By Tanya Bunich
Photo courtesy of island_explorer via Flickr
This past Saturday night I went out to a local karaoke bar with 3 friends to celebrate a birthday. We talked, sang, danced and had a great time. After a few hours we left and were walking a few blocks to another spot.
On our way, we spotted a private coach bus and it looked as if there was a group of people boarding. Always up for some excitement, we walked over to the bus and got on. A group of about 12 guys were on the bus.
Soon it became apparent that they were out for a bachelor party. They invited us to join them, we did and the bus took all of us to a pub in Canton (downtown Baltimore).
Talking with them for the rest of the evening was quite interesting. All but one was married, ranging from 1 year to 15 years of marriage. Everyone was quite cynical about marriage and shouting “don’t do it” to the bachelor.
I went around the room and tried to get an idea of what it is about marriage that makes each and every one of us, at some point in our marriage, no matter how good it is, say "don’t do it" or "why did I do this?"
Although each had a different story, there was a common thread. BORDOM!!! It's being with the same person day in day out. I find this so interesting! On the one hand, that is the goal, to find that one special person, then after spending years finding that special one, we complain that we are bored with that special one!! How ironic!!

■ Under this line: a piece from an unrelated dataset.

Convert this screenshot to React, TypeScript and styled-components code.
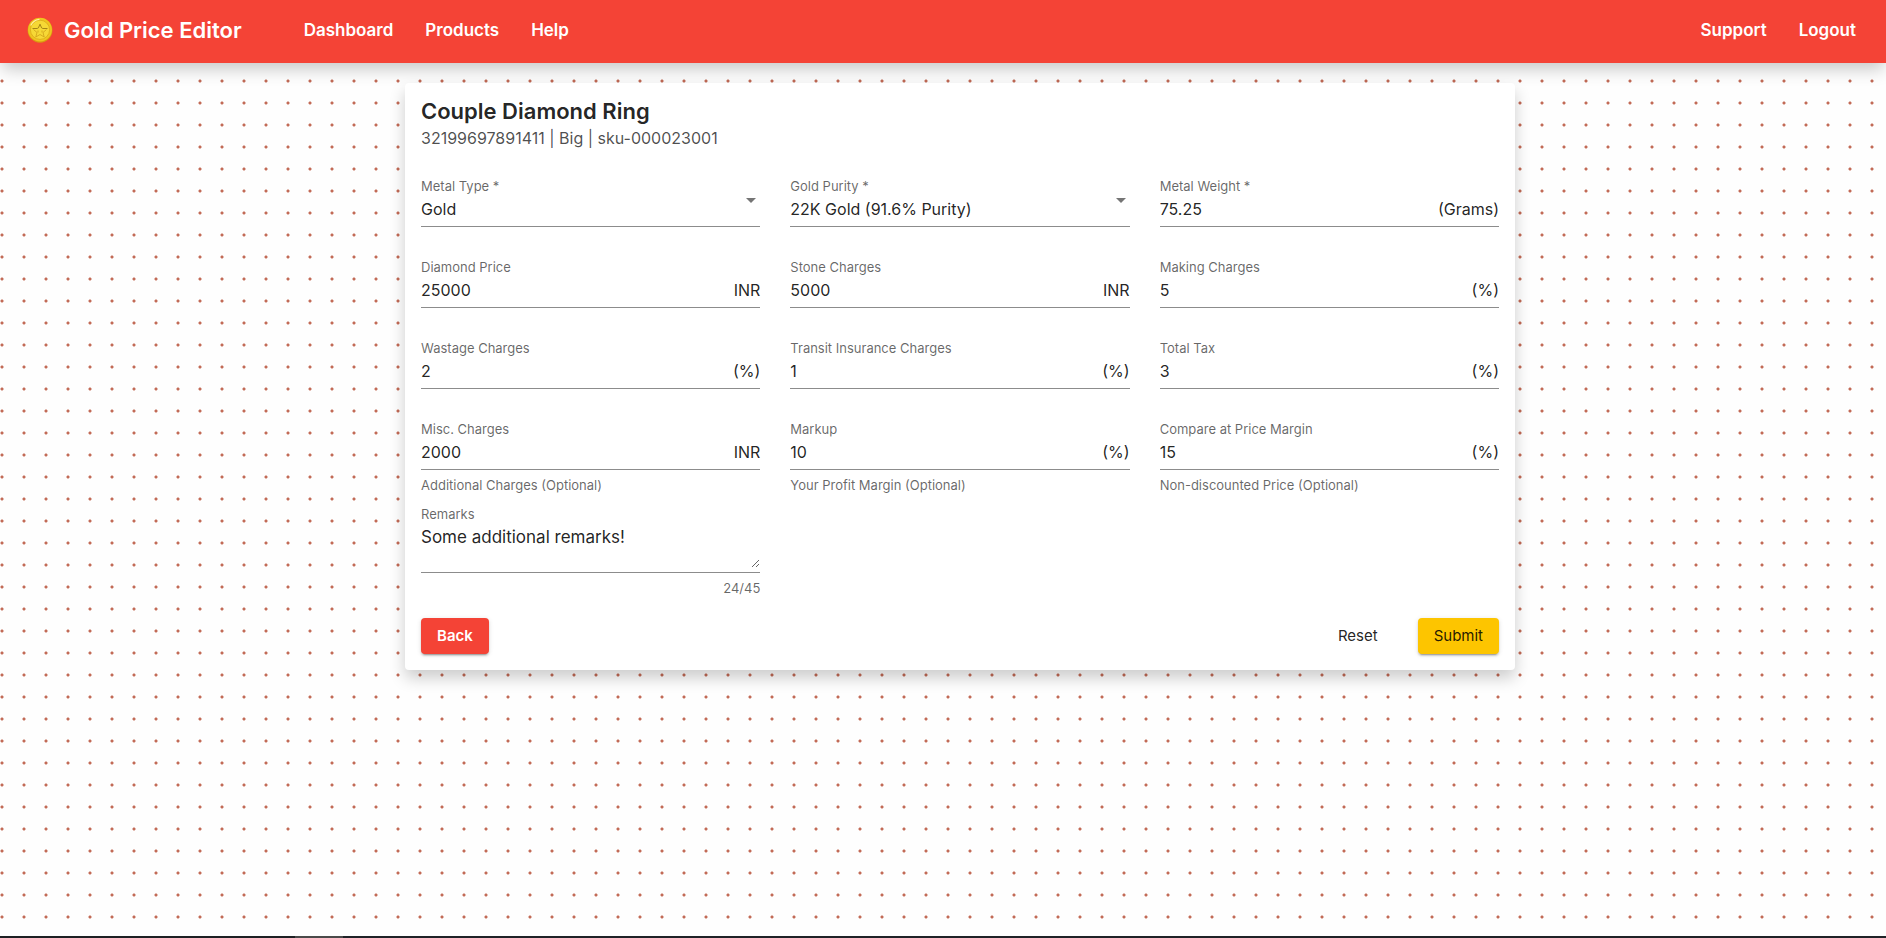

But, not really. We are a generation that has come to demand instant gratification and a generation that expects to dispose of material things i.e. electronics, clothing, cars, you name it, rather quickly. How many people have a cell phone that’s more than a year old? We are constantly upgrading or as McDonald’s coined it "super sizing." So we think….why should marriage be any different? We have been conditioned to want and expect constant change.
In such a disposable society, how do we take marriage out of that equation? I don't think we can, but what I propose it to think about your spouse as the constant and get the change or upgrade from the things you do together. Don't go to the same places to eat, don't go to the same places over and over again on vacation, get out of your Sunday routine and shake it up a bit. Surprise your husband and don't ask him to stop at the grocery store to get milk on Thursday night as he has been for years, but instead ask him to pick up a bottle of red and make the rest a surprise (if he gets home without a heart attack from the shock).
I would love to hear some of your ideas of how to take the marriage out of the disposable equation. I am sure that together we can kick the rut and help each other improve.
Waiting for your upgrade ideas.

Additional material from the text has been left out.